3. Building and Running the UFS Weather Model

3.1. Prerequisite Libraries

The UFS Weather Model requires a number of libraries for it to compile. There are two categories of libraries that are needed:

  1. Bundled libraries (NCEPLIBS). These are libraries developed for use with NOAA weather models. Most have an NCEPLIBS prefix in the repository, e.g. NCEPLIBS-bacio. Select tools from the UFS Utilities repository (UFS-UTILS) are also included in this category. A list of the bundled libraries tested with this WM release is in the top-level README of the NCEPLIBS repository (be sure to look at the tag in that repository that matches the tag on this WM release).

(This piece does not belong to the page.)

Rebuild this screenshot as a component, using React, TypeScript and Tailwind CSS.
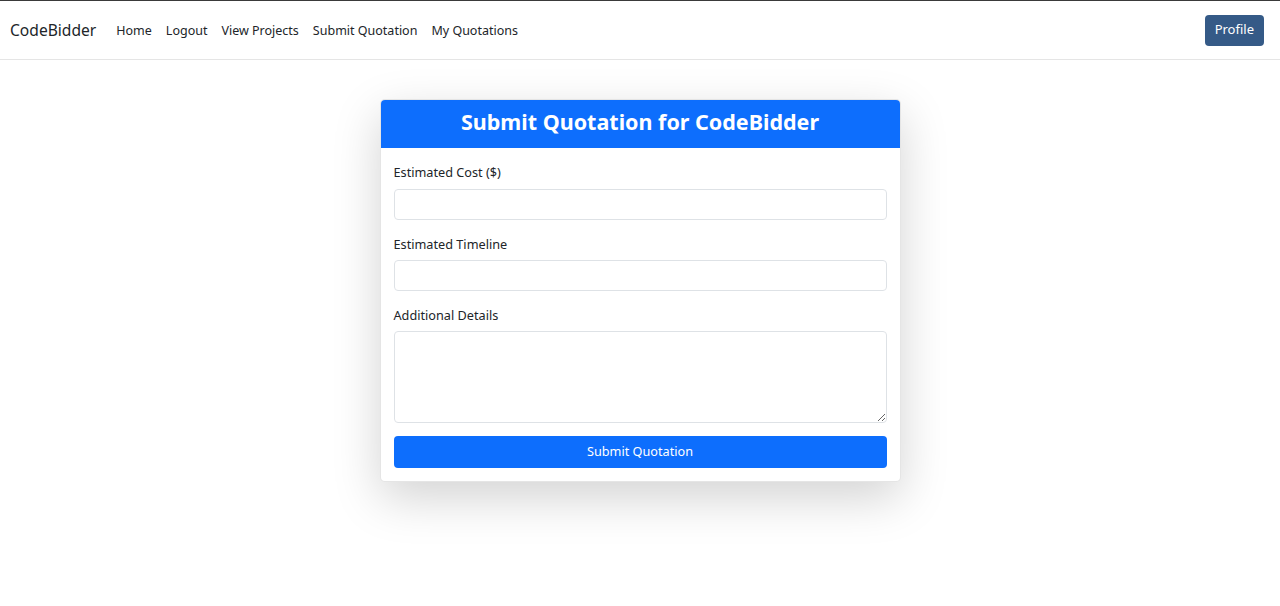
export default function App() {
  const navLinks = ['Home', 'Logout', 'View Projects', 'Submit Quotation', 'My Quotations'];

  return (
    <div className="min-h-[606px] bg-white text-[#212529] font-['Noto_Sans',sans-serif]">
      <nav className="border-t border-t-[#3a3a3a] border-b border-b-[#e5e5e5] bg-white">
        <div className="flex items-center justify-between h-[58px] pl-[10px] pr-4">
          <div className="flex items-center pt-[2px]">
            <span className="text-[15.6px] text-[#212529] mr-[13px]">CodeBidder</span>
            {navLinks.map((label) => (
              <a key={label} href="#" className="px-[7px] text-[12.5px] text-[#212529]">
                {label}
              </a>
            ))}
          </div>
          <button className="h-[31px] px-[10px] rounded-[4px] bg-[#355a87] text-white text-[13px]">
            Profile
          </button>
        </div>
      </nav>

      <div className="pt-[39px]">
        <div className="w-[521px] mx-auto bg-white rounded-[5px] border border-black/10 shadow-[0_16px_48px_rgba(0,0,0,0.175)] overflow-hidden">
          <div className="h-[48px] bg-[#0d6efd] flex items-center justify-center pb-[4px]">
            <h1 className="text-[21.5px] font-bold text-white">Submit Quotation for CodeBidder</h1>
          </div>
          <form className="px-[13px] pt-[14px] pb-[13px]" onSubmit={(e) => e.preventDefault()}>
            <label className="block text-[12.7px] leading-5 mb-[7px]">Estimated Cost ($)</label>
            <input className="block w-full h-[31px] rounded-[4px] border border-[#dee2e6] px-2 text-[13px] outline-none" />

            <label className="block text-[12.7px] leading-5 mt-[14px] mb-[6px]">Estimated Timeline</label>
            <input className="block w-full h-[31px] rounded-[4px] border border-[#dee2e6] px-2 text-[13px] outline-none" />

            <label className="block text-[12.7px] leading-5 mt-[14px] mb-[6px]">Additional Details</label>
            <textarea className="block w-full h-[92px] rounded-[4px] border border-[#dee2e6] px-2 py-1 text-[13px] outline-none" />

            <button type="submit" className="mt-[13px] w-full h-[32px] rounded-[4px] bg-[#0d6efd] text-white text-[12.7px]">
              Submit Quotation
            </button>
          </form>
        </div>
      </div>
    </div>
  );
}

  2. Third-party libraries (NCEPLIBS-external). These are libraries that were developed external to the UFS Weather Model. They are general software packages that are also used by other models in the community. Building these is optional, since existing builds of these libraries can be pointed to instead. A list of the external libraries tested with this WM release is in the top-level README of the NCEPLIBS-external repository. Again, be sure to look at the tag in that repository that matches the tag on this WM release.

Note

The libraries in NCEPLIBS-external must be built before the libraries in NCEPLIBS.

See this wiki link for an explanation of which platforms and compilers are supported. This will help to determine if you need to build NCEPLIBS and NCEPLIBS-external or are working on a system that is already pre-configured. On pre-configured platforms, the libraries are already available.

If you do have to build the libraries, it is a good idea to check the platform- and compiler-specific README files in the doc/ directory of the NCEPLIBS-external repository as a first step, to see if your system or one similar to it is included. These files have detailed instructions for building NCEPLIBS-external, NCEPLIBS, and the UFS Weather Model. They may be all the documentation you need. Be sure to use the tag that corresponds to this version of the WM, and define a WORK directory path before you get started.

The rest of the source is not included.